Check-Host.cc

PING Test from Qatar

1 node in Doha · Qatar Internet Exchange (QIX)

Qatar — 1 Node

Cities
Doha
ISPs / ASNs
Google LLC AS396982
Datacenters
Google LLC
Internet Exchanges
Qatar Internet Exchange (QIX) — National IX operated under ictQATAR regulatory framework in Doha

Ping Testing from Qatar

Ping from our Doha node (AS396982, Google LLC) sends ICMP echo requests and records round-trip time. Baseline RTTs from Doha: to Dubai ~13–18 ms, to Riyadh ~15–22 ms, to Mumbai ~35–45 ms, to Frankfurt ~96–110 ms, to London ~105–118 ms, to Amsterdam ~100–112 ms, to Singapore ~88–100 ms, to New York ~175–195 ms. These figures reflect Google's well-peered backbone paths and may be somewhat lower than RTTs from a standard Qatari ISP on Ooredoo transit.

A ping check from Qatar is useful for assessing Gulf region reachability. Doha's sub-20 ms RTT to Dubai and other Gulf cities means Qatar is an effective test location for services targeting the GCC market. A server that responds in 15 ms from Qatar and 100 ms from Frankfurt is likely hosted in the Gulf or South Asia — the Qatar check surfaces this regional proximity in a way that European probes cannot.

ICMP handling on Gulf carrier paths can be inconsistent. Some Ooredoo transit hops do not return ICMP TTL-exceeded messages, producing asterisk gaps in MTR traces. A clean round-trip result at the destination despite asterisks in intermediate hops is normal for this region. If ping shows no response from Qatar while TCP checks succeed, ICMP is likely being blocked or rate-limited at the target or in transit — not an indication of genuine unreachability.

Qatar Network Infrastructure

Qatar's internet infrastructure is relatively advanced for its region and size. The national telecommunications sector was historically a monopoly under Ooredoo (formerly QTel, AS8781), which remains the dominant carrier and operates the majority of the country's international submarine cable capacity. Qatar connects internationally via submarine cables landing at Doha, with primary routes running north through the Persian Gulf toward the Middle East, west toward Europe via the I-ME-WE and FLAG systems, and east toward South Asia and beyond. A secondary terrestrial path runs via Saudi Arabia.

Our probe node runs in Doha on Google LLC infrastructure (AS396982). Google Cloud's presence in Qatar provides a network vantage point within Qatar's carrier ecosystem, using Google's extensive peering relationships for outbound transit. AS396982 is Google's globally deployed cloud hosting ASN and has direct peering with most major international carriers. Results from this node reflect how a well-peered cloud-hosted server in Doha behaves — not the typical residential or enterprise path via Ooredoo.

Qatar Internet Exchange (QIX) operates under the ictQATAR regulatory framework. Public technical details about QIX are limited compared to European or American IXPs — it does not publish route server data openly.
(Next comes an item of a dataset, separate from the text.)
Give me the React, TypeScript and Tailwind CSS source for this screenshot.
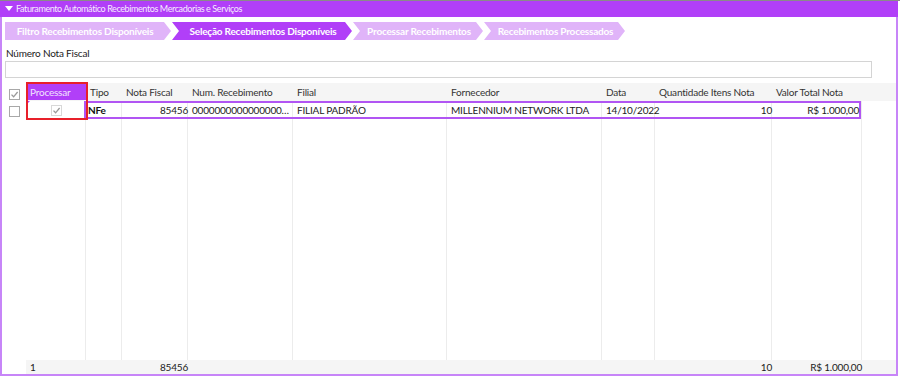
import React from 'react';

const cols = [
  { key: 'proc', label: 'Processar', w: 'w-[60px]' },
  { key: 'tipo', label: 'Tipo', w: 'w-[36px]' },
  { key: 'nf', label: 'Nota Fiscal', w: 'w-[66px]' },
  { key: 'num', label: 'Num. Recebimento', w: 'w-[105px]' },
  { key: 'filial', label: 'Filial', w: 'w-[154px]' },
  { key: 'forn', label: 'Fornecedor', w: 'w-[155px]' },
  { key: 'data', label: 'Data', w: 'w-[53px]' },
  { key: 'qtd', label: 'Quantidade Itens Nota', w: 'w-[117px]' },
  { key: 'valor', label: 'Valor Total Nota', w: 'w-[90px]' },
];

const tabs = [
  { label: 'Filtro Recebimentos Disponíveis', w: 'w-[166px]', active: false, first: true },
  { label: 'Seleção Recebimentos Disponíveis', w: 'w-[180px]', active: true, first: false },
  { label: 'Processar Recebimentos', w: 'w-[130px]', active: false, first: false },
  { label: 'Recebimentos Processados', w: 'w-[141px]', active: false, first: false },
];

function Check({ checked, className = '' }: { checked?: boolean; className?: string }) {
  return (
    <div className={`w-[11px] h-[11px] border border-[#a8a8a8] bg-white flex items-center justify-center ${className}`}>
      {checked && (
        <svg width="9" height="9" viewBox="0 0 9 9">
          <path d="M1.5 4.6 L3.6 6.8 L7.6 2" fill="none" stroke="#9a9a9a" strokeWidth="1.3" />
        </svg>
      )}
    </div>
  );
}

export default function App() {
  return (
    <div className="w-[900px] h-[376px] bg-white flex flex-col text-[10px] tracking-[-0.2px] whitespace-nowrap text-[#222] font-['Lato','Noto_Sans',sans-serif] overflow-hidden">
      <div className="h-px bg-[#8a8a8a]" />
      {/* title bar */}
      <div className="h-[16px] bg-[#b13ff8] flex items-center pl-[5px] text-[#f6ecff] text-[9px] tracking-[-0.4px] w-[898px]">
        <svg width="8" height="6" viewBox="0 0 8 6" className="mr-[3px]">
          <path d="M0 0 H8 L4 5 Z" fill="#ffffff" />
        </svg>
        Faturamento Automático Recebimentos Mercadorias e Serviços
      </div>

      <div className="flex-1 w-[898px] border-l-2 border-r-2 border-b-2 border-[#c785f8] flex flex-col">
        {/* wizard tabs */}
        <div className="flex items-center gap-px pl-[3px] pt-[4px] h-[24px]">
          {tabs.map((t) => (
            <div
              key={t.label}
              className={`${t.w} h-[18px] flex items-center justify-center font-bold text-white ${
                t.active ? 'bg-[#b13ff8]' : 'bg-[#e0b4f9]'
              } ${
                t.first
                  ? '[clip-path:polygon(0_0,calc(100%-7px)_0,100%_50%,calc(100%-7px)_100%,0_100%)]'
                  : '[clip-path:polygon(0_0,calc(100%-7px)_0,100%_50%,calc(100%-7px)_100%,0_100%,7px_50%)]'
              }`}
            >
              <span className={t.first ? 'pr-[6px]' : 'pl-[2px]'}>{t.label}</span>
            </div>
          ))}
        </div>

        {/* filter */}
        <div className="pl-[4px] pt-[6px] leading-[12px]">Número Nota Fiscal</div>
        <div className="ml-[3px] mt-[2px] w-[867px] h-[17px] border border-[#d4d4d4] bg-white" />

        {/* grid */}
        <div className="flex-1 flex mt-[5px] relative">
          {/* selector column */}
          <div className="w-[24px] flex flex-col items-center pt-[6px] gap-[6px]">
            <Check checked />
            <Check />
          </div>

          <div className="flex-1 flex flex-col">
            {/* header */}
            <div className="h-[18px] bg-[#f5f5f5] flex items-center">
              {cols.map((c) => (
                <div
                  key={c.key}
                  className={`${c.w} h-[16px] flex items-center px-[4px] ${
                    c.key === 'proc' ? 'bg-[#b13ff8] text-[#f2e4ff]' : 'text-[#333]'
                  }`}
                >
                  {c.label}
                </div>
              ))}
            </div>

            {/* body with columns */}
            <div className="flex-1 flex relative">
              {cols.map((c) => (
                <div key={c.key} className={`${c.w} border-r border-[#ececec] h-full`} />
              ))}

              {/* data row */}
              <div className="absolute left-0 top-0 w-[837px] h-[18px] flex items-center">
                <div className="w-[60px] h-[18px] flex items-center justify-center relative">
                  <div className="absolute left-0 top-0 w-0 h-0 border-t-[4px] border-r-[4px] border-t-[#b13ff8] border-r-transparent" />
                  <Check checked className="border-[#d8d8d8]" />
                </div>
                <div className="w-[777px] h-[18px] border-2 border-[#b155f3] flex items-center -ml-[2px]">
                  <div className="w-[36px] pl-[2px] font-bold text-[#111]">NFe</div>
                  <div className="w-[66px] text-right">85456</div>
                  <div className="w-[105px] pl-[4px] pr-[2px] truncate">000000000000000000000000085456</div>
                  <div className="w-[154px] pl-[4px]">FILIAL PADRÃO</div>
                  <div className="w-[155px] pl-[4px]">MILLENNIUM NETWORK LTDA</div>
                  <div className="w-[53px] pl-[4px]">14/10/2022</div>
                  <div className="w-[117px] text-right">10</div>
                  <div className="w-[87px] text-right">R$ 1.000,00</div>
                </div>
              </div>

              {/* red highlight around Processar column */}
              <div className="absolute left-0 -top-[19px] w-[62px] h-[38px] border-2 border-[#e8202a]" />
            </div>

            {/* footer */}
            <div className="h-[14px] bg-[#f5f5f5] flex items-center">
              <div className="w-[60px] pl-[4px]">1</div>
              <div className="w-[36px]" />
              <div className="w-[66px] text-right">85456</div>
              <div className="w-[105px]" />
              <div className="w-[154px]" />
              <div className="w-[155px]" />
              <div className="w-[53px]" />
              <div className="w-[117px] text-right">10</div>
              <div className="w-[90px] text-right">R$ 1.000,00</div>
            </div>
          </div>
        </div>
      </div>
    </div>
  );
}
The exchange primarily serves domestic Qatari carrier peering rather than acting as an international hub. International traffic from Qatar predominantly transits through Ooredoo's submarine cable infrastructure rather than through the QIX.

Latency from Doha reflects Qatar's Gulf position. Doha to Dubai runs approximately 12–18 ms. Doha to Riyadh is around 15–22 ms. Doha to Frankfurt sits at approximately 95–108 ms over well-routed submarine cable paths. Doha to Singapore is around 85–100 ms over East-bound cable. Doha to Mumbai is approximately 35–45 ms. Doha to New York runs approximately 175–195 ms. These figures place Qatar in a favorable position for serving both European and South/Southeast Asian traffic from a single regional data center.

Our Google Cloud node in Doha provides a stable, well-peered test location inside Qatar. Results from this node are useful for assessing whether a service is reachable from Qatar and what latency Qatari-based users or servers experience. Google's infrastructure in Doha uses direct peering with major carriers, which means results from AS396982 may show lower latency to well-peered destinations than what a typical Qatari residential user on Ooredoo would see.